When parents go through a child custody case in North Carolina, their child’s opinion doesn’t necessarily hold a lot of weight. However, the judge might invite the child to testify if they think the child could add valuable insight to the case.
When could a child testify in a custody hearing?
If one parent accuses the other of abuse during the child custody case, the judge might ask the child to testify. However, it might be hard for them to determine if the child is telling the truth. The judge might not give their testimony much weight if they suspect that the child is lying or influenced by one of their parents.
The judge might ask the child for their opinion if they’re old enough to speak for themselves. A young child might not know what’s best for them, but a teenager might have strong opinions about where they want to live.
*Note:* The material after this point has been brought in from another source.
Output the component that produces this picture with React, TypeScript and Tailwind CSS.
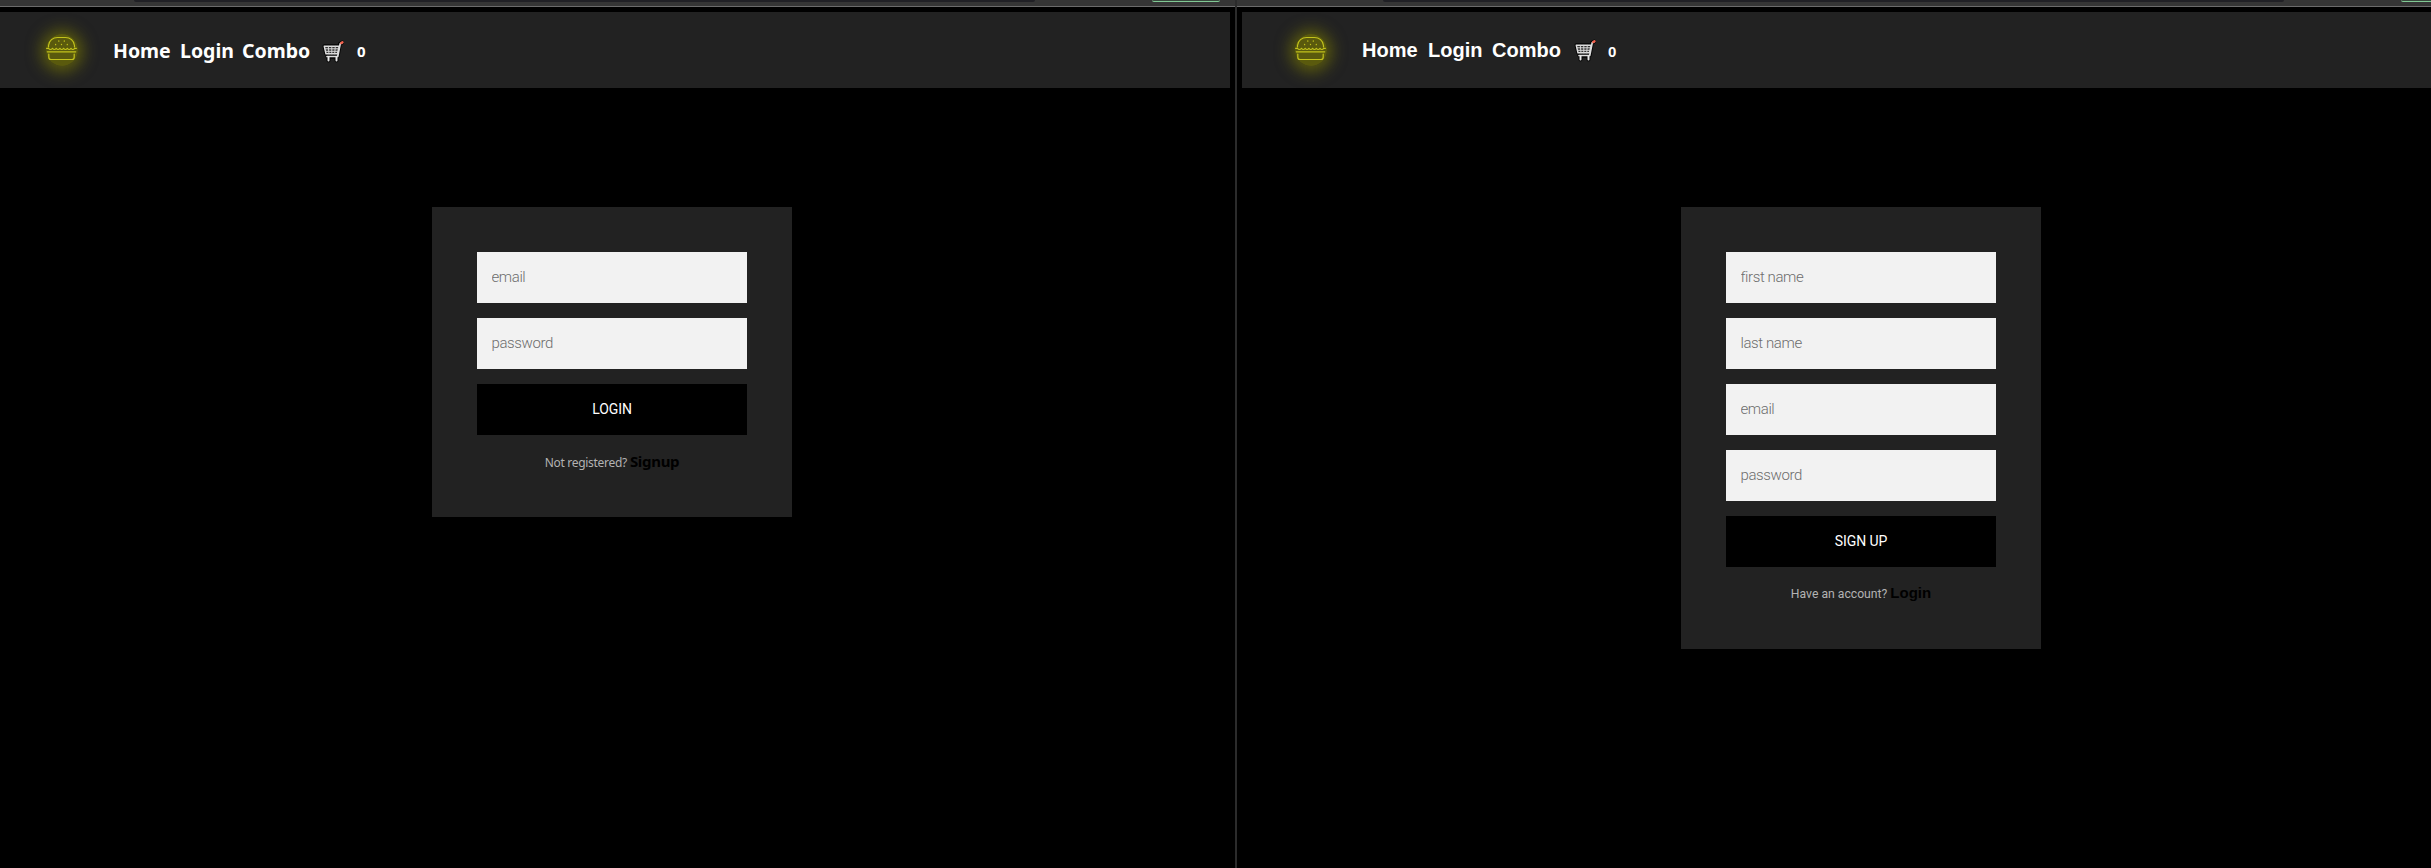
import React from "react";

function Burger() {
  return (
    <svg width="32" height="26" viewBox="0 0 32 26" fill="none" stroke="#c2c21c" strokeWidth="1.2" strokeLinecap="round" strokeLinejoin="round">
      <path d="M2.500 11V9.500C3 4.500 7 1.500 11.500 1.500h8c4.500 0 8.500 3 9 8V11" />
      <path d="M.6 12.300h1.900q2 2.400 4 0q1.850 2.400 3.700 0q1.850 2.400 3.700 0q1.850 2.400 3.700 0q1.850 2.400 3.700 0q1.850 2.400 3.700 0q1.850 2.400 3.700 0h1.700" />
      <path d="M1.300 15.800h28.400" strokeWidth="1.300" />
      <path d="M2.800 18v3.200c0 1.600.8 2.300 2.300 2.300h20.800c1.500 0 2.300-.7 2.300-2.300V18" />
      <path d="M12.800 5v.2M18.300 5v.2M9.600 8.500v.2M15.500 8.300v.2M21.300 8.500v.2" strokeWidth="1.300" />
    </svg>
  );
}

function Cart() {
  return (
    <svg width="24" height="24" viewBox="0 0 24 24" fill="none" strokeLinecap="round" strokeLinejoin="round">
      <g stroke="#050505" strokeWidth="4">
        <path d="M2.500 7.300h14.500l-1.500 7.400H4.300zM20 3.700l-2 1-2.500 13H5.500M6.500 18v3.500M14.500 18v3.500" />
      </g>
      <path d="M2.300 7.300h14.900l-1.700 7.500H4z" fill="#333333" stroke="#dedede" strokeWidth="1.500" />
      <path d="M3 9.800h13.500M3.700 12.300h12.300M6.300 7.300l.7 7.500M9.800 7.300v7.500M13.300 7.300l-.6 7.500" stroke="#d6d6d6" strokeWidth="1" />
      <path d="M20 3.700 18.200 4.800l-2.500 12.700H5" stroke="#dedede" strokeWidth="1.700" />
      <path d="M6.500 18v3.400M14.500 18v3.400" stroke="#e8e8e8" strokeWidth="2" />
      <path d="m19.300 4.100 1.200-.8" stroke="#f2604c" strokeWidth="2.400" />
    </svg>
  );
}

function Nav({ alt }: { alt?: boolean }) {
  const link = alt ? "font-['Liberation_Sans'] text-[20px]" : "font-['Noto_Sans'] text-[19.500px]";
  return (
    <nav className={`flex h-[76px] items-center bg-[#222222] text-white ${alt ? "pl-[53px]" : "pl-[46px]"}`}>
      <div className="flex h-8 w-8 items-center justify-center rounded-full bg-[#808000]/60 shadow-[0_1px_15px_5px_rgba(128,128,0,0.62)]">
        <div className="-mt-[3px]">
          <Burger />
        </div>
      </div>
      <div className={`ml-[35px] flex items-center font-bold leading-none ${alt ? "pb-[1px]" : "pt-[2px]"}`}>
        <a className={`${alt ? "w-[66px]" : "w-[67px]"} ${link}`}>Home</a>
        <a className={`${alt ? "w-[64px]" : "w-[62px]"} ${link}`}>Login</a>
        <a className={`${alt ? "w-[82px]" : "w-[80px]"} ${link}`}>Combo</a>
        <Cart />
        <span className={`text-[15px] ${alt ? "ml-[10px] pt-[3px] font-['Liberation_Sans']" : "ml-[11px] pt-[1px] font-['Noto_Sans']"}`}>0</span>
      </div>
    </nav>
  );
}

function BrowserEdge() {
  return (
    <div className="flex h-[7px] shrink-0 items-start border-b border-[#6b6b6b] bg-[#353535] pl-[134px]">
      <div className="h-[2px] w-[901px] shrink-0 rounded-b-[10px] bg-[#202025]" />
      <div className="ml-[117px] h-[2px] w-[68px] shrink-0 rounded-b-[2px] border-b border-[#81c995] bg-[#37483c]" />
    </div>
  );
}

function AuthForm({ fields, action, note, link, alt }: { fields: string[]; action: string; note: string; link: string; alt?: boolean }) {
  return (
    <form className={`mt-[119px] flex w-[360px] flex-col gap-[15px] bg-[#222222] px-[45px] pt-[45px] ${alt ? "ml-[439px] h-[442px]" : "ml-[432px] h-[310px]"}`}>
      {fields.map((f) => (
        <input
          key={f}
          placeholder={f}
          className="h-[51px] w-full bg-[#f2f2f2] px-[14.500px] pb-[2px] font-['Roboto'] text-[15px] font-light tracking-[-0.400px] placeholder:text-[#6d6d6d]"
        />
      ))}
      <button type="button" className="h-[51px] w-full bg-black pb-px font-['Roboto'] text-[14px] tracking-[-0.100px] text-white">
        {action}
      </button>
      <p className={`-mt-[1px] flex items-baseline justify-center gap-[3px] leading-6 ${alt ? "font-['Roboto']" : "font-['Noto_Sans']"}`}>
        <span className={`text-[#b3b3b3] ${alt ? "text-[12.200px]" : "text-[12px] tracking-[-0.300px]"}`}>{note}</span>
        <a className={`font-bold text-black ${alt ? "font-['Liberation_Sans'] text-[15px]" : "text-[15px] tracking-[-0.300px]"}`}>{link}</a>
      </p>
    </form>
  );
}

export default function App() {
  return (
    <div className="flex h-[868px] w-[2431px] overflow-hidden bg-black">
      <section className="flex w-[1235px] shrink-0 flex-col overflow-hidden">
        <BrowserEdge />
        <div className="pr-[5px] pt-[5px]">
          <Nav />
        </div>
        <AuthForm fields={["email", "password"]} action="LOGIN" note="Not registered?" link="Signup" />
      </section>
      <div className="w-[2px] shrink-0 bg-[#2b2b2b]" />
      <section className="flex w-[1194px] shrink-0 flex-col overflow-hidden">
        <div className="flex bg-[#353535]">
          <div className="w-[12px] shrink-0 border-b border-[#6b6b6b]" />
          <div className="flex-1">
            <BrowserEdge />
          </div>
        </div>
        <div className="pl-[5px] pt-[5px]">
          <Nav alt />
        </div>
        <div className="pl-[5px]">
          <AuthForm alt fields={["first name", "last name", "email", "password"]} action="SIGN UP" note="Have an account?" link="Login" />
        </div>
      </section>
    </div>
  );
}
The judge won’t automatically grant custody according to the child’s preferences, but they might take their thoughts into consideration.
Your family law attorney might suggest asking your child to testify in court. However, it’s important to let your child speak for themselves and not try to influence their opinion in any way. Your former spouse might use it against you if they suspect that you’ve told your child to act in a certain way.
Does your child have to testify so you can win the case?
The judge might ask your child to testify, but you don’t necessarily need it to win your case. Your attorney might suggest other ways you could win full or shared custody of your child. Ultimately, you’ll have to make a good first impression and emphasize your skills as a parent.